When he left his initial active duty training assignments and returned to BJU, Merritt began having problems with the rules and policies of the school. A year later he withdrew while on a disciplinary status known as "spiritual probation."

===Sexual orientation===
Merritt had not yet grappled with the issue of his homosexual orientation. In his memoirs, Merritt claimed that when he attended Bob Jones Junior High School, Bob Jones III, then-president of BJU, said at a White House anti-gay protest that "homosexuals should be stoned to death as the Bible commanded."
In June 1998, Merritt was featured on the cover the New York Times Magazine in a story about gay people serving the US military under the don't ask, don't tell policy. Merritt was only identified in the article by his initial R. Military authorities soon identified Merrit as the subject of the article, but because Merritt was not explicitly named in the article, he was not charged with sodomy under the Uniform Code of Military Justice

In August 1998 Merritt received an honorable discharge from the Marines and immediately enrolled at the University of Southern California Law School. That fall, a freelance writer named Max Harrold, approached Merritt about interviewing him for a story he planned to pitch to The Advocate, the leading national news and interest magazine serving the lesbian and gay community. Merritt agreed and he and Harrold met with Judy Wieder, The Advocate's editor-in-chief. She agreed to publish the story in the end-of-the year double issue featuring a roundup of notable events from 1998. The cover story for the issue featured George Michael, the singer who had just been arrested for public masturbation.

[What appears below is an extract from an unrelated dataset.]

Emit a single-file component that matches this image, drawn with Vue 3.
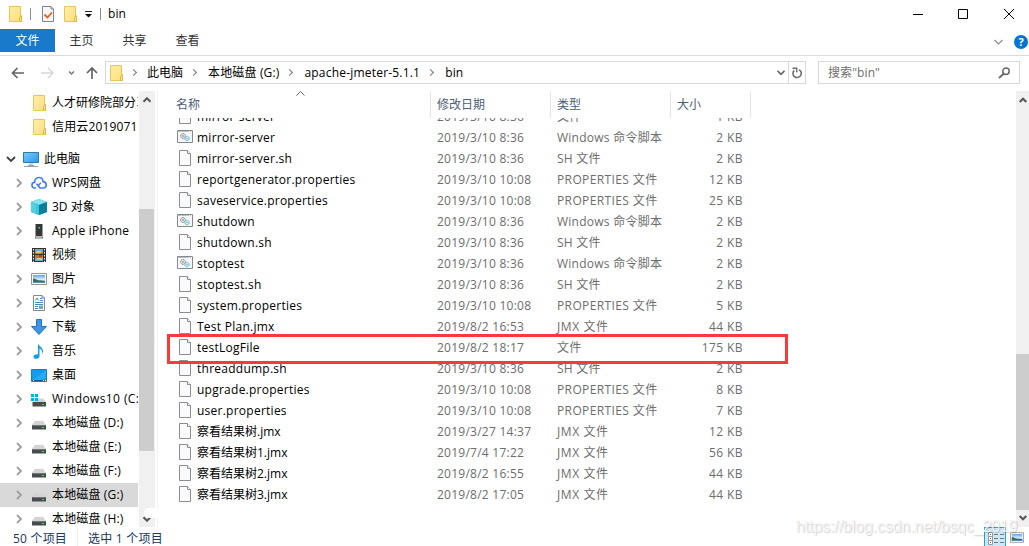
<script setup>
const tree = [
  { icon: 'pc', label: '此电脑', root: true },
  { icon: 'cloud', label: 'WPS网盘' },
  { icon: 'cube', label: '3D 对象' },
  { icon: 'phone', label: 'Apple iPhone' },
  { icon: 'video', label: '视频' },
  { icon: 'picture', label: '图片' },
  { icon: 'doc', label: '文档' },
  { icon: 'down', label: '下载' },
  { icon: 'music', label: '音乐' },
  { icon: 'desk', label: '桌面' },
  { icon: 'windisk', label: 'Windows10 (C:)' },
  { icon: 'disk', label: '本地磁盘 (D:)' },
  { icon: 'disk', label: '本地磁盘 (E:)' },
  { icon: 'disk', label: '本地磁盘 (F:)' },
  { icon: 'disk', label: '本地磁盘 (G:)', selected: true },
  { icon: 'disk', label: '本地磁盘 (H:)' },
]
const rows = [
  ['mirror-server', '2019/3/10 8:36', '文件', '1 KB'],
  ['mirror-server', '2019/3/10 8:36', 'Windows 命令脚本', '2 KB'],
  ['mirror-server.sh', '2019/3/10 8:36', 'SH 文件', '2 KB'],
  ['reportgenerator.properties', '2019/3/10 10:08', 'PROPERTIES 文件', '12 KB'],
  ['saveservice.properties', '2019/3/10 10:08', 'PROPERTIES 文件', '25 KB'],
  ['shutdown', '2019/3/10 8:36', 'Windows 命令脚本', '2 KB'],
  ['shutdown.sh', '2019/3/10 8:36', 'SH 文件', '2 KB'],
  ['stoptest', '2019/3/10 8:36', 'Windows 命令脚本', '2 KB'],
  ['stoptest.sh', '2019/3/10 8:36', 'SH 文件', '2 KB'],
  ['system.properties', '2019/3/10 10:08', 'PROPERTIES 文件', '5 KB'],
  ['Test Plan.jmx', '2019/8/2 16:53', 'JMX 文件', '44 KB'],
  ['testLogFile', '2019/8/2 18:17', '文件', '175 KB'],
  ['threaddump.sh', '2019/3/10 8:36', 'SH 文件', '2 KB'],
  ['upgrade.properties', '2019/3/10 10:08', 'PROPERTIES 文件', '8 KB'],
  ['user.properties', '2019/3/10 10:08', 'PROPERTIES 文件', '7 KB'],
  ['察看结果树.jmx', '2019/3/27 14:37', 'JMX 文件', '12 KB'],
  ['察看结果树1.jmx', '2019/7/4 17:22', 'JMX 文件', '56 KB'],
  ['察看结果树2.jmx', '2019/8/2 16:55', 'JMX 文件', '44 KB'],
  ['察看结果树3.jmx', '2019/8/2 17:05', 'JMX 文件', '44 KB'],
]
const isScript = (r) => r[2].startsWith('Windows')
</script>

<template>
  <svg class="defs" width="0" height="0">
    <defs>
      <linearGradient id="gf" x1="0" y1="0" x2="1" y2="1"><stop offset="0" stop-color="#ffeda6" /><stop offset="1" stop-color="#ffdf7d" /></linearGradient>
      <linearGradient id="gs" x1="0" y1="0" x2="1" y2="1"><stop offset="0" stop-color="#7cc9fb" /><stop offset="1" stop-color="#2599ea" /></linearGradient>
      <linearGradient id="gp" x1="0" y1="0" x2="0" y2="1"><stop offset="0" stop-color="#5aa2ee" /><stop offset=".55" stop-color="#dceefa" /><stop offset="1" stop-color="#3f7e8c" /></linearGradient>
      <symbol id="folder" viewBox="0 0 14 16"><path d="M.5.5h11v9.5l1 1v4.5H.5z" fill="url(#gf)" stroke="#e8c65c" /><path d="M10.5 15.5v-4l2-2v6z" fill="#ffe691" stroke="#dfb640" /></symbol>
      <symbol id="file" viewBox="0 0 12 16"><path d="M.5.5H8.500L11.500 3.500v12H.5z" fill="#f9fafb" stroke="#8b8d90" /><path d="M8.500 .5v3h3" fill="#fff" stroke="#8b8d90" /></symbol>
      <symbol id="script" viewBox="0 0 16 13"><path d="M.5.5h15v12H.5z" fill="#f5f7f8" stroke="#85898d" /><path d="M1 1.500h14" stroke="#b9bec2" /><path d="M12 1.500h1m1 0h1" stroke="#fff" /><circle cx="6" cy="6" r="2.400" fill="#e8e8e8" stroke="#777" stroke-dasharray="1.200 .5" /><circle cx="6" cy="6" r=".8" fill="#777" /><circle cx="10" cy="8.500" r="2.200" fill="#d8f0fa" stroke="#58a6c8" stroke-dasharray="1.200 .5" /><circle cx="10" cy="8.500" r=".7" fill="#58a6c8" /></symbol>
      <symbol id="pc" viewBox="0 0 16 16"><path d="M.5 1.500h15v10H.5z" fill="url(#gs)" stroke="#2b7da9" /><path d="M5 14.500h6M1 15.500h14" stroke="#8aa5b5" /><path d="M6 12h4v2H6z" fill="#c7dbe6" /></symbol>
      <symbol id="cloud" viewBox="0 0 16 16"><path d="M5 13H3.800C-.1 12.600.1 7.700 3.600 7.400 3.900 1 11.600 1 12 6.600c4.300.3 4.300 6.300.2 6.400H9L5.600 8.800M9 13l-1.800-2.300 2.600-2.900" fill="none" stroke="#3f7df0" stroke-width="1.600" /></symbol>
      <symbol id="cube" viewBox="0 0 16 16"><path d="M8 0l8 3v10l-8 3-8-3V3z" fill="#0fa5bf" /><path d="M0 3l8-3 8 3-8 3z" fill="#85e3ed" /><path d="M5 5v10l3 1V6z" fill="#36c8db" /><path d="M8 6l8-3v10l-8 3z" fill="#087f9d" /><path d="M0 3l5 2v10l-5-2z" fill="#56cee0" /></symbol>
      <symbol id="phone" viewBox="0 0 16 16"><path d="M4.500 1h7v12h-7z" fill="#35383a" /><path d="M4 13.500h8v2H4z" fill="#686c70" /><path d="M5 14.500h6" stroke="#b5b8ba" /><path d="M7.500 4h1.500v1.500H7.500z" fill="#42ed45" /></symbol>
      <symbol id="video" viewBox="0 0 16 16"><path d="M1 1h14v14H1z" fill="#343434" /><path d="M4 1h8v14H4z" fill="#6caae0" /><path d="M4 5l3 2 5-2v5l-3 3-5-3z" fill="#b47a2c" /><path d="M5 4h5v2H5zm1 7h5v2H6z" fill="#e7c84c" /><path d="M8 7h3v3H8z" fill="#b63435" /><path d="M2.500 2v13M13.500 2v13" stroke="#f2f2f2" stroke-dasharray="1.500 1.500" /><path d="M4 1.500h8M4 7.500h8M4 14.500h8" stroke="#333" /></symbol>
      <symbol id="picture" viewBox="0 0 16 12"><path d="M.5.5h15v11H.5z" fill="#fff" stroke="#969696" /><path d="M2 2h12v8H2z" fill="url(#gp)" /><path d="M2 5.500c3 0 4 2 7 2s3 .5 5 .5V10H2z" fill="#347557" /><path d="M2 9h12v1H2z" fill="#5797b8" /></symbol>
      <symbol id="doc" viewBox="0 0 14 16"><path d="M1.500.5H10L12.500 3v12.500h-11z" fill="#fff" stroke="#85888a" /><path d="M10 .5V3h2.500" fill="none" stroke="#85888a" /><path d="M3.500 5.500L5 3l1.500 2.500M8 3.500h2M8 5.500h3M3 7.500h8M3 9.500h8M3 11.500h3M3 13.500h3" fill="none" stroke="#3892cd" /><path d="M7 10.500h4V14H7z" fill="#79aaa6" /></symbol>
      <symbol id="down" viewBox="0 0 16 16"><path d="M5.500.5h5v7h5L8 15.500.5 7.500h5z" fill="#3c94e3" stroke="#1f75c6" /></symbol>
      <symbol id="music" viewBox="0 0 16 16"><path d="M7 .5c.5 3 5.500 3.500 5 8.500-.3 1-.7 1.700-1 2 .8-3.400-1-5-2.500-5.500v7.700c0 3-6 3.700-6 .8 0-2 2.500-3 4.500-2.500z" fill="#119df5" /></symbol>
      <symbol id="desk" viewBox="0 0 16 13"><path d="M.5.5h15v12H.5z" fill="#1699f0" stroke="#147dc4" /><path d="M15 1v8L8 12H1z" fill="#25acfc" /><path d="M1 11.500h14" stroke="#075a9c" /><path d="M2 11.500h1m9 0h1m1 0h1" stroke="#fff" /></symbol>
      <symbol id="disk" viewBox="0 0 14 9"><path d="M3 0h8l3 4H0z" fill="#d1d3d4" /><path d="M0 4h14v4.500H0z" fill="#494c4d" /><path d="M.5 4.500h13" stroke="#777b7d" /><path d="M10 6h2v1h-2z" fill="#36eb44" /></symbol>
      <symbol id="windisk" viewBox="0 0 16 13"><path d="M5 4.500h7l3 3.500H1.500z" fill="#d1d3d4" /><path d="M0 0h3v3H0zm4 0h3v3H4zM0 4h3v3H0zm4 0h3v3H4z" fill="#00adef" /><path d="M1.500 8H15v4.500H1.500z" fill="#494c4d" /><path d="M11 10h2v1h-2z" fill="#36eb44" /></symbol>
    </defs>
  </svg>

  <div class="window">
    <header class="title">
      <svg class="f1" width="14" height="16"><use href="#folder" /></svg>
      <i class="bar b1" />
      <svg class="chk" width="12" height="16" viewBox="0 0 12 16"><path d="M.5.5H9L11.500 3v12.500H.5z" fill="#f5f6f8" stroke="#7e8790" /><path d="M9 .5V3h2.500" fill="none" stroke="#7e8790" /><path d="M2.500 8.500l3 3L10 6.500" fill="none" stroke="#ed5a1e" stroke-width="1.800" /></svg>
      <svg class="f2" width="14" height="16"><use href="#folder" /></svg>
      <svg class="qa" width="7" height="7" viewBox="0 0 7 7"><path d="M0 .5h7" stroke="#222" /><path d="M0 3h7L3.500 6.500z" fill="#111" /></svg>
      <i class="bar b2" />
      <span class="name">bin</span>
      <svg class="controls" width="112" height="12" viewBox="0 0 112 12" fill="none" stroke="#000"><path d="M0 6.500h10M45.500 1.500h9v9h-9zM91 1l10 10M101 1L91 11" /></svg>
    </header>
    <nav class="tabs">
      <span class="active">文件</span><span>主页</span><span>共享</span><span>查看</span>
      <svg class="expand" width="9" height="6" viewBox="0 0 9 6"><path d="M.5 1l4 4 4-4" fill="none" stroke="#8d8d8d" stroke-width="1.200" /></svg>
      <b class="help">?</b>
    </nav>
    <div class="address">
      <svg class="arrows" width="90" height="14" viewBox="0 0 90 14" fill="none"><path d="M6.500 2L1.500 7l5 5M2 7h11" stroke="#646464" stroke-width="1.700" /><path d="M37 2l5 5-5 5M42 7H30" stroke="#d8d8d8" stroke-width="1.500" /><path d="M58 5.500l2.500 2.500L63 5.500" stroke="#777" stroke-width="1.500" /><path d="M76 7l5-5 5 5M81 2.500V13" stroke="#646464" stroke-width="1.700" /></svg>
      <div class="path">
        <svg width="14" height="16"><use href="#folder" /></svg>
        <em /><span class="p1">此电脑</span><em /><span class="p2">本地磁盘 (G:)</span><em /><span class="p3">apache-jmeter-5.1.1</span><em /><span class="p4">bin</span>
        <svg class="drop" width="8" height="6" viewBox="0 0 8 6"><path d="M.5.8L4 4.300 7.500.8" fill="none" stroke="#686868" stroke-width="1.700" /></svg>
        <div class="refresh"><svg width="12" height="12" viewBox="0 0 12 12"><path d="M8 2.600A4.200 4.200 0 1 1 3.200 3.300" fill="none" stroke="#707070" stroke-width="1.600" /><path d="M1.500 1.300h4.200v4" fill="none" stroke="#707070" stroke-width="1.500" /></svg></div>
      </div>
      <div class="search"><span>搜索"bin"</span><svg width="13" height="12" viewBox="0 0 13 12" fill="none" stroke="#686868"><circle cx="8" cy="4.200" r="3.200" stroke-width="1.500" /><path d="M5.700 6.700L1 11" stroke-width="1.900" /></svg></div>
    </div>

    <main class="body">
      <aside class="side">
        <div class="tree">
          <div class="node fav"><svg width="14" height="16"><use href="#folder" /></svg><span class="long">人才研修院部分习</span></div>
          <div class="node fav"><svg width="14" height="16"><use href="#folder" /></svg><span class="digits">信用云2019071</span></div>
          <div v-for="n in tree" :key="n.label" class="node" :class="{ root: n.root, selected: n.selected }">
            <svg class="chev" width="10" height="10" viewBox="0 0 10 10"><path :d="n.root ? 'M1 3l4 4 4-4' : 'M3 1l4 4-4 4'" fill="none" :stroke="n.root ? '#404040' : '#a0a0a0'" stroke-width="1.800" /></svg>
            <svg class="ico" :class="n.icon"><use :href="'#' + n.icon" /></svg>
            <span :class="'t-' + n.icon">{{ n.label }}</span>
          </div>
        </div>
        <div class="scroll left">
          <svg width="10" height="6" viewBox="0 0 10 6"><path d="M1.500 4.800L5 1.300l3.500 3.500" fill="none" stroke="#555" stroke-width="2" /></svg>
          <div class="thumb" />
          <svg width="10" height="6" viewBox="0 0 10 6"><path d="M1.500 1.200L5 4.700l3.500-3.500" fill="none" stroke="#555" stroke-width="2" /></svg>
          <i class="smudge" />
        </div>
      </aside>
      <section class="files">
        <div class="head">
          <span class="c1">名称<svg width="9" height="5" viewBox="0 0 9 5"><path d="M.5 4.500l4-4 4 4" fill="none" stroke="#666" /></svg></span><span>修改日期</span><span>类型</span><span class="c4">大小</span>
        </div>
        <div class="list">
          <div v-for="(r, i) in rows" :key="i" class="row">
            <div class="fn"><svg v-if="isScript(r)" class="script" width="16" height="13"><use href="#script" /></svg><svg v-else class="file" width="12" height="16"><use href="#file" /></svg><span :class="{ han: r[0].startsWith('察') }">{{ r[0] }}</span></div>
            <span class="date">{{ r[1] }}</span><span class="type" :class="{ prop: r[2].startsWith('PROP'), jmx: r[2].startsWith('JMX') }">{{ r[2] }}</span><span class="size">{{ r[3] }}</span>
          </div>
        </div>
        <div class="mark" />
      </section>
      <div class="scroll right">
        <svg width="8" height="6" viewBox="0 0 8 6"><path d="M.7 5L4 1.700 7.300 5" fill="none" stroke="#555" stroke-width="2" /></svg>
        <div class="thumb" />
        <svg width="8" height="6" viewBox="0 0 8 6"><path d="M.7 1L4 4.300 7.300 1" fill="none" stroke="#555" stroke-width="2" /></svg>
      </div>
    </main>
    <footer class="status">
      <span class="s1">50 个项目</span><span class="s2">选中 1 个项目</span>
      <div class="view"><svg width="17" height="14" viewBox="0 0 17 14"><path d="M.5.5h4v12h-4zM.5 4.500h4M.5 8.500h4" fill="#fff" stroke="#999" /><path d="M2 2.500h1" stroke="#2d9c57" /><path d="M2 6.500h1" stroke="#2b7fd0" /><path d="M2 10.500h1" stroke="#d22" /><path d="M6 2.500h4m2 0h4M6 6.500h4m2 0h4M6 10.500h4m2 0h4" stroke="#777" /></svg></div>
      <svg class="large" width="14" height="11"><use href="#picture" width="14" height="11" /></svg>
    </footer>
    <div class="watermark">https://blog.csdn.net/bsqc_2019</div>
  </div>
</template>

<style>
body { margin: 0; overflow: hidden; background: #fff; }
</style>
<style scoped>
* { box-sizing: border-box; }
svg { flex: none; display: block; }
.defs { position: absolute; }
.window { position: relative; width: 1029px; height: 546px; overflow: hidden; display: flex; flex-direction: column; background: #fff; color: #000; font: 12px/20px "Open Sans", "Noto Sans CJK SC", sans-serif; white-space: nowrap; }
.title { height: 29px; display: flex; align-items: center; padding: 0 14px 2px 9px; }
.bar { width: 1px; height: 12px; background: #8c8c8c; }
.b1 { margin: 0 11px 0 7px; }
.f2 { margin-left: 10px; }
.chk { margin-top: 1px; }
.qa { margin: 2px 8px 0 7px; }
.name { margin-left: 7px; font-size: 12px; letter-spacing: .1px; }
.controls { margin-left: auto; margin-right: -10px; }
.tabs { height: 27px; border-bottom: 1px solid #dadbdc; display: flex; align-items: flex-start; color: #333; line-height: 24px; }
.tabs span { width: 53px; text-align: center; }
.tabs .active { width: 55px; background: #1979ca; color: #fff; height: 23px; }
.expand { margin: 10px 11px 0 auto; }
.help { width: 14px; height: 14px; margin: 6px 1px 0 0; border-radius: 50%; background: #0874d1; color: #fff; font-size: 11px; line-height: 14px; text-align: center; }
.address { height: 35px; display: flex; padding: 5px 9px 7px 11px; align-items: center; }
.arrows { margin-right: 4px; }
.path { width: 701px; height: 23px; border: 1px solid #d9d9d9; display: flex; align-items: center; padding-left: 4px; }
.path em { width: 5px; height: 5px; border: solid #777; border-width: 1.500px 1.500px 0 0; transform: rotate(45deg); margin: 0 11px 0 7px; }
.path span + em { margin-left: 8px; margin-right: 12px; }
.p2 { letter-spacing: .15px; }
.p3 { letter-spacing: .2px; }
.p4 { letter-spacing: .1px; }
.drop { margin-left: auto; margin-right: 3px; }
.refresh { height: 21px; width: 17px; border-left: 1px solid #d9d9d9; display: grid; place-items: center; }
.search { width: 202px; height: 23px; margin-left: 12px; border: 1px solid #d9d9d9; display: flex; align-items: center; justify-content: space-between; padding: 0 8px 0 9px; color: #6d6d6d; letter-spacing: .1px; }
.body { height: 436px; display: flex; }
.side { width: 158px; display: flex; border-right: 1px solid #f3f3f3; }
.tree { width: 139px; overflow: hidden; padding-right: 1px; }
.node { height: 24px; display: flex; align-items: center; padding-left: 14px; overflow: hidden; }
.node.fav { padding-left: 33px; }
.node.fav span { margin-left: 5px; }
.digits { letter-spacing: .15px; }
.t-phone { letter-spacing: .27px; }
.t-windisk { letter-spacing: .4px; }
.t-disk { letter-spacing: .15px; }
.node.root { padding-left: 6px; margin-top: 8px; }
.node.selected { background: #d9d9d9; }
.ico { width: 16px; height: 16px; margin: 0 5px 0 7px; }
.picture { height: 12px; }
.desk { height: 13px; }
.doc { width: 14px; margin: 0 6px 0 8px; }
.disk { width: 14px; height: 9px; margin: 4px 6px 0 8px; }
.windisk { height: 13px; margin-top: 3px; }
.scroll { background: #f0f0f0; display: flex; flex-direction: column; align-items: center; }
.scroll .thumb { background: #cdcdcd; width: 100%; }
.left { position: relative; width: 16px; padding: 6px 0 5px; }
.left .thumb { height: 242px; margin: 106px 0 auto; width: 15px; align-self: flex-start; }
.smudge { position: absolute; left: 5px; top: 417px; width: 16px; height: 10px; border-radius: 5px; background: #fff; }
.files { position: relative; width: 858px; }
.head { height: 27px; display: flex; color: #4c607a; }
.head span { width: 120px; border-right: 1px solid #e5e5e5; padding: 4px 0 0 6px; }
.head .c1 { width: 273px; padding-left: 18px; position: relative; }
.head .c4 { width: 80px; }
.c1 svg { position: absolute; left: 138px; top: 0; }
.list { height: 409px; overflow: hidden; }
.row { height: 21px; display: flex; line-height: 21px; color: #6d6d6d; letter-spacing: .25px; }
.row:first-child { margin-top: -12px; }
.fn { width: 279px; padding-left: 21px; display: flex; align-items: center; color: #000; }
.han { letter-spacing: 0; }
.file { margin: 0 6px 1px 0; }
.script { margin: 0 4px 2px -2px; }
.date { width: 120px; }
.type { width: 120px; }
.prop { letter-spacing: .38px; }
.jmx { letter-spacing: .6px; }
.size { width: 66px; text-align: right; letter-spacing: .4px; }
.mark { position: absolute; left: 9px; top: 243px; width: 621px; height: 30px; border: 3px solid #f93a3a; }
.right { width: 13px; padding: 6px 0 6px; }
.right .thumb { height: 156px; margin: 251px 0 auto; }
.status { height: 19px; display: flex; color: #20365c; padding-left: 13px; line-height: 23px; }
.s1 { width: 65px; border-right: 1px solid #f0f0f0; margin-right: 10px; letter-spacing: .2px; }
.s2 { letter-spacing: .25px; }
.view { width: 22px; height: 20px; margin-left: auto; margin-right: 4px; background: #cce8f6; border: 1px solid #26a0da; display: flex; padding: 4px 0 0 3px; }
.large { margin: 5px 5px 0 0; }
.watermark { position: absolute; left: 796px; top: 517px; font: 15.700px/20px "Liberation Sans", Arial, sans-serif; color: rgba(255,255,255,.85); text-shadow: 1px 1px 1px rgba(0,0,0,.17), 0 0 1px rgba(0,0,0,.12); }
</style>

The February 16, 1999 edition of The Advocate exposed Merritt's secret career in gay pornography in a cover story titled The Marine Who Did Gay Porn.

In 2002 Merritt began working on his autobiography. In a cover story for A&U Magazine, Merritt described his motivations for writing the memoir, saying he wanted to set the record straight about his activities in gay porn and at Bob Jones University, but that writing the memoir was also therapeutic.

===Periodicals===
From 1996 until his resignation from the Marines in 1998, Merritt wrote an op-ed column for the Navy-Marine Corps Times, a Gannett-owned newspaper distributed on US military installations throughout the world. The Times had a section called "Back Talk" where one Sailor and one Marine shared their opinions on different aspects of the service. So that he could write candidly without fear of repercussion, the Times encouraged Merritt to write under a pseudonym so he chose the name "Buster Pittman," the name of his boyfriend's dog. For his columns, the Times editors allowed Merritt to use his column to advocate controversial positions such as allowing women to serve in combat, reducing the penalty for adultery from a felony conviction to a misdemeanor and repealing "Don't ask, don't tell" to allow lesbians and gay men to serve openly in the military.

This last column caught the attention of the Servicemembers Legal Defense Network, a watchdog group in Washington, DC who provided or arranged for legal aid to members of the military who needed assistance under the "Don't ask, don't tell" law.

==Published books==

- Secrets Of A Gay Marine Porn Star
- Code of Conduct
- Spiritual Probation

==Media coverage==
In January 2008, to launch the media blitz for Code of Conduct Merritt was interviewed for CBS News on Logo (TV Channel) by Itay Hod.